If you care for an elderly, injured or special needs pet, you've come to the right place!
A close friend of my family has elderly parents, who have been temporarily displaced from their home after a severe flood. Unfortunately they cannot bring their senior dog with them to the hotel, and are forced to go back and forth to the house each day to feed him. The larger issue is that this dog is arthritic, a little senile, and worse .... potentially aggressive (out of fear) if approached incorrectly or cornered. He was horribly abused as a puppy, and has always been a fear-biter. At his core however, he is still a loving dog who is now nearing the end of his life, spending all of his time alone in his doghouse with the weather getting colder. His family really just isn't equipped to provide the care that he needs, and they are afraid to even take him for walks, as that requires putting a leash/collar on him. So he is pretty much isolated all of the time, and now that time is 100% outside. Anyway, there isn't really much I can do personally, except recommend a hospice-care facility that might be willing to take him. The only problem is that the one place I found locally (Phoenix-Metro/Scottsdale Arizona) is full and not accepting any more dogs. I was hoping someone in the community here might be able to offer some advice and/or a referral to an organization that can help. I'm just looking to figure out a way to make his final months more comfortable, providing him with a little love, warmth, and safety during the time he has left.

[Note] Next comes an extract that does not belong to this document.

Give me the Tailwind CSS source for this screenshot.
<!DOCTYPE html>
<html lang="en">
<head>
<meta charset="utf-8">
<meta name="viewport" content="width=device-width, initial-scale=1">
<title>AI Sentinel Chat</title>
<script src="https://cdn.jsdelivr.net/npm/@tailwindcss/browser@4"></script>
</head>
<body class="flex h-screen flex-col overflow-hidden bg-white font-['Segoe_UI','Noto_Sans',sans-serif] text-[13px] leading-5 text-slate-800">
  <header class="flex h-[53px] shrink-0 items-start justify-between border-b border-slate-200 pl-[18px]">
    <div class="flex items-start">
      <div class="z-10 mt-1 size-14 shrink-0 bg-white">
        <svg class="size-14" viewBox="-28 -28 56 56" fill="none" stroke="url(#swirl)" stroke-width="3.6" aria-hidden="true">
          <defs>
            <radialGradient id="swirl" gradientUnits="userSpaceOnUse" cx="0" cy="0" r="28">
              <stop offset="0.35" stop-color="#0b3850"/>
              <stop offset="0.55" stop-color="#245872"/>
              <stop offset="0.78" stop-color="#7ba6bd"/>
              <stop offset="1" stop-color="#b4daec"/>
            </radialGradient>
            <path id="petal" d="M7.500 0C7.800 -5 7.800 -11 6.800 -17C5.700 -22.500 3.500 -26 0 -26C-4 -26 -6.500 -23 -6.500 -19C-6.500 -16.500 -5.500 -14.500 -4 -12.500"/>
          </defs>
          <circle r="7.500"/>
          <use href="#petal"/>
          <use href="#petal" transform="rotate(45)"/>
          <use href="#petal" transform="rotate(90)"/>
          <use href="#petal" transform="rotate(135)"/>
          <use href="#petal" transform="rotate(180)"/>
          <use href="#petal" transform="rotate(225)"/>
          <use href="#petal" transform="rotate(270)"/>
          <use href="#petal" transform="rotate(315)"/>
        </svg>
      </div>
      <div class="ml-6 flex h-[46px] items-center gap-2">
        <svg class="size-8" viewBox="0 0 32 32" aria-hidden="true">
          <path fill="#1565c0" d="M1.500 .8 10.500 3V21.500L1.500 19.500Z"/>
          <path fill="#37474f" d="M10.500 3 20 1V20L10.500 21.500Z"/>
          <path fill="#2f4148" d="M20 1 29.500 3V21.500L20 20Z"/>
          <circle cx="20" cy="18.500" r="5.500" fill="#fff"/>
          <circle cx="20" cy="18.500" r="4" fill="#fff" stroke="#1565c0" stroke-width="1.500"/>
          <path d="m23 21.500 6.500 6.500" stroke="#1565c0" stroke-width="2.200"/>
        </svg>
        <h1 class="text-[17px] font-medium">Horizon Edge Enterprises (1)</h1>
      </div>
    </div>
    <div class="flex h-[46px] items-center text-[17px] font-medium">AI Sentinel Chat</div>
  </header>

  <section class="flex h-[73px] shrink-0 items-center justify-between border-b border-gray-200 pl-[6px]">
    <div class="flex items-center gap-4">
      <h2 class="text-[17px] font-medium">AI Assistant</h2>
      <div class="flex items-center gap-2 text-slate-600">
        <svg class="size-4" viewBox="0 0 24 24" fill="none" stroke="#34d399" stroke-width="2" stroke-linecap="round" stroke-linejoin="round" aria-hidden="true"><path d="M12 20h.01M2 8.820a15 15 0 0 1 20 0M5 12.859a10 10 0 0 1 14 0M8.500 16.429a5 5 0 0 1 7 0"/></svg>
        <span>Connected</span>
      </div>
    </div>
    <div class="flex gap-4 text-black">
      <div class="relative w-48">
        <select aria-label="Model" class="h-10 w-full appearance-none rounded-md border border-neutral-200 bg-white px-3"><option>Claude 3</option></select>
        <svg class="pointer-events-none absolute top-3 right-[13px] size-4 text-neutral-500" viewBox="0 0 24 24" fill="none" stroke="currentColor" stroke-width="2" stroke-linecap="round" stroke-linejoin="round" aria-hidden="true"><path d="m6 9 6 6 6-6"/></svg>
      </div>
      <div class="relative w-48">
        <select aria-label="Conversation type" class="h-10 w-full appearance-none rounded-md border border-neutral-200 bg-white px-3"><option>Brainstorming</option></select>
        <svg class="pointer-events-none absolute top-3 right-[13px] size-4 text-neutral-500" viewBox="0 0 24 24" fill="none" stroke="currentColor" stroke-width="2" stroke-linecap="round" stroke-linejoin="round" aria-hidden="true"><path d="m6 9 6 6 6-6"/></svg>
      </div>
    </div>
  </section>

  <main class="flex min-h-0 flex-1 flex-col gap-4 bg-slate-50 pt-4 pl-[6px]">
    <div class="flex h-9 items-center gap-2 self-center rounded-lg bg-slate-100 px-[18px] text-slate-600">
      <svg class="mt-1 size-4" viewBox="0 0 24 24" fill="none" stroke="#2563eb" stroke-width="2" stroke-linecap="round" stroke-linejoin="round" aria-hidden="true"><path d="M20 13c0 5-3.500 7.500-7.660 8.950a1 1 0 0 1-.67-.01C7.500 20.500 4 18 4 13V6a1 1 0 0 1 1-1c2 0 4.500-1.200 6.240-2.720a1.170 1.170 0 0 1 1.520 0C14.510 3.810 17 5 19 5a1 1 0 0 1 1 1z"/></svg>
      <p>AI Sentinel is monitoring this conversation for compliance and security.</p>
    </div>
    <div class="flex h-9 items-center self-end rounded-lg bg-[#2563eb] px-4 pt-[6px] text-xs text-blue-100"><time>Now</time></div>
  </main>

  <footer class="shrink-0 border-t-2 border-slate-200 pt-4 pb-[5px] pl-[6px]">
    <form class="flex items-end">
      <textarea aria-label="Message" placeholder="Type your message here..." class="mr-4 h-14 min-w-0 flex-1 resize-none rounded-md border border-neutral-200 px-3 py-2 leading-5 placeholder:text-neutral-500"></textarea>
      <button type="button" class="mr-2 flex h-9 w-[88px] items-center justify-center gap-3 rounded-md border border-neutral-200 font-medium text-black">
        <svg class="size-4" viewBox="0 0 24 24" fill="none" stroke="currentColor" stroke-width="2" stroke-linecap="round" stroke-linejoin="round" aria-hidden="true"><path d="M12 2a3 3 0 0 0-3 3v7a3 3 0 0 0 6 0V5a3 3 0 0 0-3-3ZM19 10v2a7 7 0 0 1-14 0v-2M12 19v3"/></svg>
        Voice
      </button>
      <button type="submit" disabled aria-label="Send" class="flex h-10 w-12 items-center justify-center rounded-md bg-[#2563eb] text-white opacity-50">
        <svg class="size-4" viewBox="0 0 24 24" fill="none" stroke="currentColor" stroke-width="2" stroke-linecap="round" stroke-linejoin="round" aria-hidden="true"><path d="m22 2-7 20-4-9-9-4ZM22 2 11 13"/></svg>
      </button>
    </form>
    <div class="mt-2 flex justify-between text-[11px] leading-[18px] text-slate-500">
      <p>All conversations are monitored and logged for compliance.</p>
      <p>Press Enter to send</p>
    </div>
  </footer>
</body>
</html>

Any help is very much appreciated.
It sounds like this poor dog is having a miserable existance, especially since he's elderly and living in isolation outdoors. Taking an old dog who is a fear-biter to any sort of shelter or facility is not humane, IMO. Because of his biting, rehoming would not be an option I would consider.
I'm very sorry if this sounds harsh, but ANY life is not always better than NO life, and perhaps a gentle euthanization would be preferable to any other unsatisfactory solutions if there's no chance of his owners returning to their home in the near future.

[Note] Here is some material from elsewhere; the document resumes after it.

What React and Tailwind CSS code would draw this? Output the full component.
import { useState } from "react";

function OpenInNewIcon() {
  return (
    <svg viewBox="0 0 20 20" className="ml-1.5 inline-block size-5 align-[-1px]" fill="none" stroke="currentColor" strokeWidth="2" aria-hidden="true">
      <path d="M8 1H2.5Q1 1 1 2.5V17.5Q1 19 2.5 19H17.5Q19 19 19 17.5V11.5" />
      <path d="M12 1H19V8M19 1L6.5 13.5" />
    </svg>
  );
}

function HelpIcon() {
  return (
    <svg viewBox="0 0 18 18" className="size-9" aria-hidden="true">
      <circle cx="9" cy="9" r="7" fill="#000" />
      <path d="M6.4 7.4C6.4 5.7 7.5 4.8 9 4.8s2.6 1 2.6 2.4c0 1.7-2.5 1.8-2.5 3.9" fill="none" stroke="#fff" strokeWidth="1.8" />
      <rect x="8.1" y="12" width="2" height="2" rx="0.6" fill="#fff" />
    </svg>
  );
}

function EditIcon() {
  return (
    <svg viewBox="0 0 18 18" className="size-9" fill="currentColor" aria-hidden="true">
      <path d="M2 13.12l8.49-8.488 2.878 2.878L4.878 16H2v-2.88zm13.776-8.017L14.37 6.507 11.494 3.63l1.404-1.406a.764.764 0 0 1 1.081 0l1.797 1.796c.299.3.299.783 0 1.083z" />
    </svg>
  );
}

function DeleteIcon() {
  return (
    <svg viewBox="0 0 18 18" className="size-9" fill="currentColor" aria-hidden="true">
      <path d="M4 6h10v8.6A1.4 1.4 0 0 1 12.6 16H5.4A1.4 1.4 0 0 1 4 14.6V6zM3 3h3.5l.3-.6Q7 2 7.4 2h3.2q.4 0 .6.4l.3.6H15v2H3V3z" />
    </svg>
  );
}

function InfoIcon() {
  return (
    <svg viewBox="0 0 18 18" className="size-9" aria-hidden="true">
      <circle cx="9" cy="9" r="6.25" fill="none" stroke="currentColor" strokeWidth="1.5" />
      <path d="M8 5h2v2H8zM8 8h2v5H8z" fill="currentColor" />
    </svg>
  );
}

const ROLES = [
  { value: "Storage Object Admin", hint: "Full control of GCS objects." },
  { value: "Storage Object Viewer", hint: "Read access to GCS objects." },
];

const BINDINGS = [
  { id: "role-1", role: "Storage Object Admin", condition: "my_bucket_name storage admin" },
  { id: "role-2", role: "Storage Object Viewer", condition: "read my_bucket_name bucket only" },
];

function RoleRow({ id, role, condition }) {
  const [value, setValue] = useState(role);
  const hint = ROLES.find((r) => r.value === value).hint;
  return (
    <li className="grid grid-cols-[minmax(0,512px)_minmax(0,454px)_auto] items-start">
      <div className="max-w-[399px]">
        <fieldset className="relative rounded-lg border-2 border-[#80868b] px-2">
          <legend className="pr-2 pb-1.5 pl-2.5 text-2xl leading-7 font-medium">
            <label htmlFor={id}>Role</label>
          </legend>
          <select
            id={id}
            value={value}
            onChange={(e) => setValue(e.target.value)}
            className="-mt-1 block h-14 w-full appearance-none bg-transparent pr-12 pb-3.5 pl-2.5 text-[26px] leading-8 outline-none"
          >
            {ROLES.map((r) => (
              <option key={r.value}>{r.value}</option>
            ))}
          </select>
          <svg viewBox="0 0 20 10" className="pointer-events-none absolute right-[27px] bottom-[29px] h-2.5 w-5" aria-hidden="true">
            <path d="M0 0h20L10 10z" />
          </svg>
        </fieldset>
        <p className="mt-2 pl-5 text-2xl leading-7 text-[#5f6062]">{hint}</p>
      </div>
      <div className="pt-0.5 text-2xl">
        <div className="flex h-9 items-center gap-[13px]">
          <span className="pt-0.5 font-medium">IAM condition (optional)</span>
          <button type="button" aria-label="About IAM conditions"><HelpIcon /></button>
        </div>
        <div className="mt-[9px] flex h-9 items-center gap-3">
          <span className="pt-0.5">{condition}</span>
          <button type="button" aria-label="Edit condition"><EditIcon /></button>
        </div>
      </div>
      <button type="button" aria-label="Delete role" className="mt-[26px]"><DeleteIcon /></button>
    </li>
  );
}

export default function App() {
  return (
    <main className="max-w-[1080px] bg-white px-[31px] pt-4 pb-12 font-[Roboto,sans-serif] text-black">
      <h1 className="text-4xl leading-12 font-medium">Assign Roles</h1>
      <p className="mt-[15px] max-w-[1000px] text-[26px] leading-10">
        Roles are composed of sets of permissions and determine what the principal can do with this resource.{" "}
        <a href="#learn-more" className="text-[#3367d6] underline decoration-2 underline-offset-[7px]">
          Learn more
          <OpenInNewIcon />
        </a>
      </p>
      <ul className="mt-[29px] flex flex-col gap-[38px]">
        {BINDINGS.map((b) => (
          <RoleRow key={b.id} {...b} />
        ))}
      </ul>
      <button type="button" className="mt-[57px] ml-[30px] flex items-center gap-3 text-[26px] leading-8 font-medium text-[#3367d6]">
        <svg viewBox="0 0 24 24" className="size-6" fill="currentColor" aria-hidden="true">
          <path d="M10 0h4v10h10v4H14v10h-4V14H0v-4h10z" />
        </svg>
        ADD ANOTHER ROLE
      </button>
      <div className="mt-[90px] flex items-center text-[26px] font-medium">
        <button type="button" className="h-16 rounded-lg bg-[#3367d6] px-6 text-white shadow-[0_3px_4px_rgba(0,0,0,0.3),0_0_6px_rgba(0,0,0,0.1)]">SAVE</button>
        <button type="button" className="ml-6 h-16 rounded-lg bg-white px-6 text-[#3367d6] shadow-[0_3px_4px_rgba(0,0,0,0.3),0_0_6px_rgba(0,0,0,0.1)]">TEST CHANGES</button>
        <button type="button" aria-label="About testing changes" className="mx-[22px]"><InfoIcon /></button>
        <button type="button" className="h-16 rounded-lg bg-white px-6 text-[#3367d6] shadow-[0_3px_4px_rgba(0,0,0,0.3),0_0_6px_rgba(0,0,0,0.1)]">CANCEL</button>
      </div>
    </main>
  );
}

The owners will be back in the home soon...but they are elderly as well, and really aren't equipped to care for him. It is heart-breaking because the dog is sweet like sugar to me, because I know how to approach/treat him. As long as you don't corner him or startle him, and make sure he knows he is safe, he is a very friendly dog...yet a nightmare to groom or take to the vet, because you can't lift him or coax him into the car. I was just hoping there might be some facility out there where there are volunteers who know how to care for this type of dog. I am thinking the best way to go might be for me to just visit him myself as much as possible and try to give him some attention when I can. Unfortunately even if I thought euthanizing him was the right way to go, I wouldn't be able to convince the owners that this was a good idea. They are completely oblivious to the problem. Thanks for your reply.

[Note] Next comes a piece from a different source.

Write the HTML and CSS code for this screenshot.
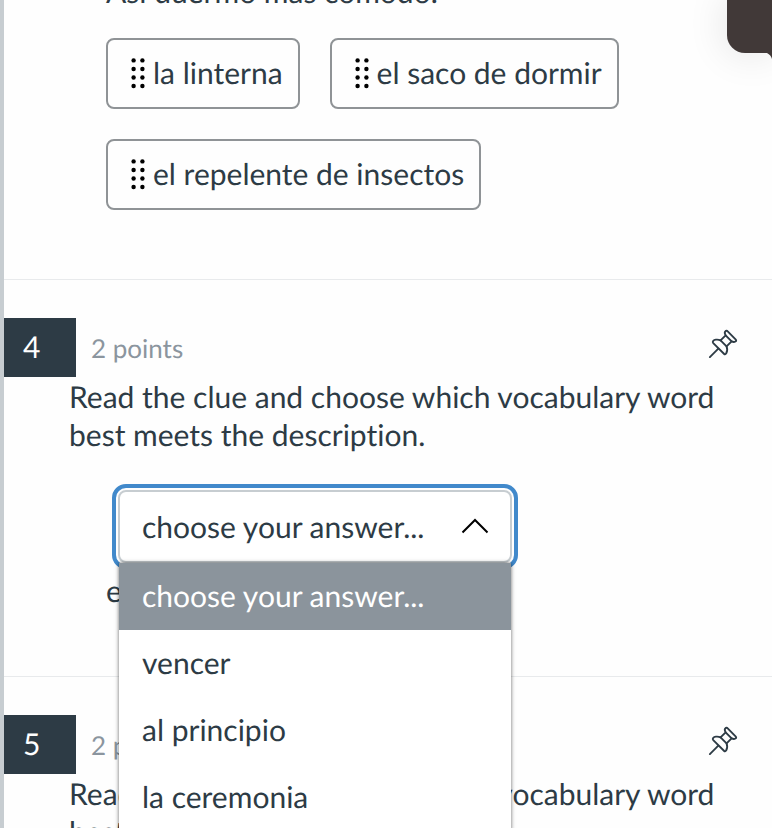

Welcome back...just in time for us to wish you a Merry Christmas! I am so glad that the owners can come back to their home and their dog. You have been chosen to intervene an assist in a difficult situation which is somewhat resolved, now that they are back home and their dog can live inside with them. Somehow, I feel Mini has a paw in all of this. You have stepped up to help other animals in his honor and sometimes the ways you help are not cut and dry.
My Bailey was so afraid of the vet that it was very traumatic taking her. My vet became a close friend and I was so fortunate that she and her tech would come to the house for routine things - the most difficult being clipping her nails. She would lie down on the floor with her, cuddle and talk to her, hold her paw, clip a nail, cuddle and talk, clip, etc. Maybe there is someone who could help in that way. Many vets back off of certain vaccinations when a dog is elderly and an inside dog. As for grooming, perhaps brushing at the same time as stroking could take care of some of that. Nail clipping takes a special person.
I don't know how much time and inconvenience this is causing you, but I know that those people must appreciate having you in their corner. It is obvious that their dog has seen your soul and bonds with it. Bless you for helping them - Mini is proud.
Christine... and Bailey, playing at the Bridge
?/1999 - 10/25/08
Thanks for the kind words. I went to visit him yesterday, and he seemed like a different dog..came right out to greet me and was very happy and affectionate. When you see them like that, it is hard to consider euthanasia as an option. If only good-will-towards-animals-karma was a little stronger, as it turns out, I may be good at helping other people's animals, but may not have been meant to have my own.